Nexa AI unveiled Omnivision, a compact vision-language model tailored for edge devices. By significantly reducing image tokens from 729 to 81, Omnivision lowers latency and computational requirements while maintaining strong performance in tasks like visual question answering and image captioning. The model’s architecture integrates a Qwen-2.5-0.5B language backbone, a SigLIP-400M vision encoder, and an optimized projection layer to ensure seamless processing of multimodal inputs.
Omnivision’s architecture is designed for efficient multimodal processing, featuring three core components. The Qwen-2.5-0.5B model acts as the backbone for processing text inputs, while the SigLIP-400M vision encoder generates image embeddings from input images. This encoder operates at a resolution of 384 with a 14×14 patch size, optimizing visual data extraction. A projection layer then aligns the image embeddings with the token space of the language model using a Multi-Layer Perceptron (MLP), which allows for streamlined visual-language integration.
Source: Nexa AI Blog
A key innovation is its 9x reduction in image tokens, reducing processing requirements without compromising accuracy. For example, Omnivision can generate captions for high-resolution images in under two seconds on a MacBook M4 Pro, requiring less than 1 GB of RAM. To ensure accuracy and reliability, it uses Direct Preference Optimization (DPO), leveraging high-quality datasets to minimize hallucinations and enhance prediction trustworthiness.

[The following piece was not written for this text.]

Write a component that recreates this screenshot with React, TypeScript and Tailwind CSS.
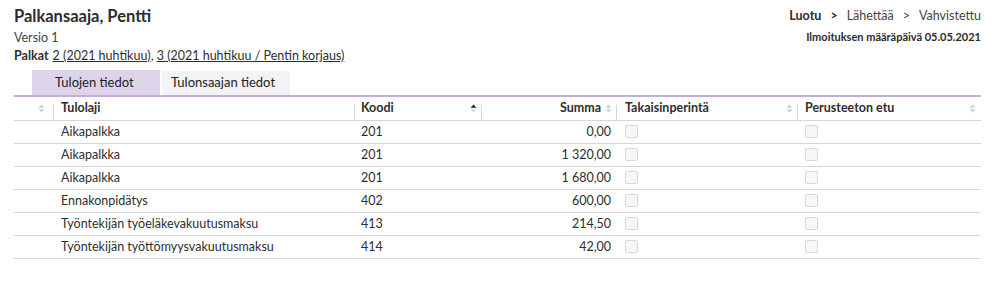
import React from 'react';

type Row = { laji: string; koodi: string; summa: string };

const rows: Row[] = [
    { laji: 'Aikapalkka', koodi: '201', summa: '0,00' },
    { laji: 'Aikapalkka', koodi: '201', summa: '1 320,00' },
    { laji: 'Aikapalkka', koodi: '201', summa: '1 680,00' },
    { laji: 'Ennakonpidätys', koodi: '402', summa: '600,00' },
    { laji: 'Työntekijän työeläkevakuutusmaksu', koodi: '413', summa: '214,50' },
    { laji: 'Työntekijän työttömyysvakuutusmaksu', koodi: '414', summa: '42,00' },
];

function SortIcon({ active }: { active?: boolean }) {
    return (
        <svg width="7" height="9" viewBox="0 0 7 9" className="shrink-0">
            <path d="M3.5 0.5 L6.5 3.8 L0.5 3.8 Z" fill={active ? '#222' : '#cfcfcf'} />
            <path d="M3.5 8.5 L6.5 5.2 L0.5 5.2 Z" fill={active ? '#d9d9d9' : '#cfcfcf'} />
        </svg>
    );
}

function Sep() {
    return <span className="absolute right-0 bottom-0 h-[15px] w-px bg-[#d6d6d6]"></span>;
}

function Checkbox() {
    return <span className="block h-[13px] w-[13px] rounded-[2px] border border-[#d8d8d8] bg-[#f7f7f7]"></span>;
}

export default function App() {
    return (
        <div className="min-h-[290px] w-[996px] bg-white pl-[14px] pr-[15px] pt-[5px] text-[#2e2e2e] font-['Lato','Noto_Sans',sans-serif]">
            <div className="flex justify-between">
                <div>
                    <h1 className="text-[16.5px] font-bold leading-[22px] text-[#2b2b2b]">Palkansaaja, Pentti</h1>
                    <div className="mt-[3px] text-[12.5px] leading-[16px] text-[#444]">Versio 1</div>
                    <div className="mt-[2px] text-[12.5px] leading-[16px]">
                        <span className="mr-[4px] font-bold">Palkat</span>
                        <a className="underline">2 (2021 huhtikuu)</a>,{' '}
                        <a className="underline">3 (2021 huhtikuu / Pentin korjaus)</a>
                    </div>
                </div>
                <div className="flex flex-col items-end">
                    <div className="flex items-center gap-[9px] text-[12.5px] leading-[22px] text-[#444]">
                        <span className="font-bold text-[#2b2b2b]">Luotu</span>
                        <span className="font-bold text-[#2b2b2b]">&gt;</span>
                        <span>Lähettää</span>
                        <span>&gt;</span>
                        <span>Vahvistettu</span>
                    </div>
                    <div className="mt-[2px] text-[11px] font-bold leading-[16px] text-[#2b2b2b]">
                        Ilmoituksen määräpäivä 05.05.2021
                    </div>
                </div>
            </div>

            <div className="mt-[6px] flex items-end pl-[18px]">
                <div className="flex h-[25px] w-[128px] items-center bg-[#ddd4ea] pl-[23px] text-[13px] text-[#222]">
                    Tulojen tiedot
                </div>
                <div className="ml-[2px] flex h-[24px] w-[128px] items-center bg-[#f3f3f3] pl-[9px] text-[13px] text-[#222]">
                    Tulonsaajan tiedot
                </div>
            </div>
            <div className="h-[2px] bg-[#c2aed8]"></div>

            <table className="w-full table-fixed border-collapse text-[12.5px] leading-[16px]">
                <colgroup>
                    <col className="w-[40px]" />
                    <col className="w-[301px]" />
                    <col className="w-[127px]" />
                    <col className="w-[135px]" />
                    <col className="w-[181px]" />
                    <col />
                </colgroup>
                <thead>
                    <tr className="h-[23px] border-b border-[#d6d6d6]">
                        <th className="relative pr-[9px]">
                            <div className="flex justify-end">
                                <SortIcon />
                            </div>
                            <Sep />
                        </th>
                        <th className="relative pl-[7px] text-left font-bold">
                            Tulolaji
                            <Sep />
                        </th>
                        <th className="relative pl-[6px] pr-[5px] font-bold">
                            <div className="flex items-center justify-between">
                                <span>Koodi</span>
                                <SortIcon active />
                            </div>
                            <Sep />
                        </th>
                        <th className="relative pr-[5px] font-bold">
                            <div className="flex items-center justify-end gap-[4px]">
                                <span>Summa</span>
                                <SortIcon />
                            </div>
                            <Sep />
                        </th>
                        <th className="relative pl-[8px] pr-[5px] font-bold">
                            <div className="flex items-center justify-between">
                                <span>Takaisinperintä</span>
                                <SortIcon />
                            </div>
                            <Sep />
                        </th>
                        <th className="pl-[7px] pr-[5px] font-bold">
                            <div className="flex items-center justify-between">
                                <span>Perusteeton etu</span>
                                <SortIcon />
                            </div>
                        </th>
                    </tr>
                </thead>
                <tbody>
                    {rows.map((r, i) => (
                        <tr key={i} className="h-[23px] border-b border-[#d6d6d6]">
                            <td></td>
                            <td className="pl-[7px]">{r.laji}</td>
                            <td className="pl-[6px]">{r.koodi}</td>
                            <td className="pr-[6px] text-right">{r.summa}</td>
                            <td className="pl-[8px]">
                                <Checkbox />
                            </td>
                            <td className="pl-[7px]">
                                <Checkbox />
                            </td>
                        </tr>
                    ))}
                </tbody>
            </table>
        </div>
    );
}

The model's training pipeline is structured in three distinct stages. The pretraining phase focuses on aligning visual and textual inputs to establish foundational capabilities. Supervised fine-tuning follows, enhancing the model's ability to interpret context and generate relevant responses. Finally, Direct Preference Optimization (DPO) refines decision-making by minimizing inaccuracies and improving precision in context-specific outputs.
Omnivision has outperformed its predecessor, nanoLLAVA, in benchmark evaluations across datasets like ScienceQA, MM-VET, and POPE. It achieved notable improvements, including a 71.0% accuracy rate on ScienceQA test data and 93.3% accuracy on the POPE benchmark, demonstrating its reliability in complex reasoning tasks.
Source: Nexa AI Blog
Currently, Omnivision is focused on visual question answering and image captioning. However, Nexa AI revealed plans to expand the model’s capabilities to support optical character recognition (OCR). In a recent Reddit discussion, AzLy shared:
Currently, OCR is not one of this model's intended uses. It is mainly for visual question answering and image captioning. However, supporting better OCR is our next step.
Omnivision can be deployed locally using the Nexa-SDK, an open-source framework that supports a wide range of multimodal tasks. The model is still in early development, and the team is actively gathering feedback from users to guide future improvements.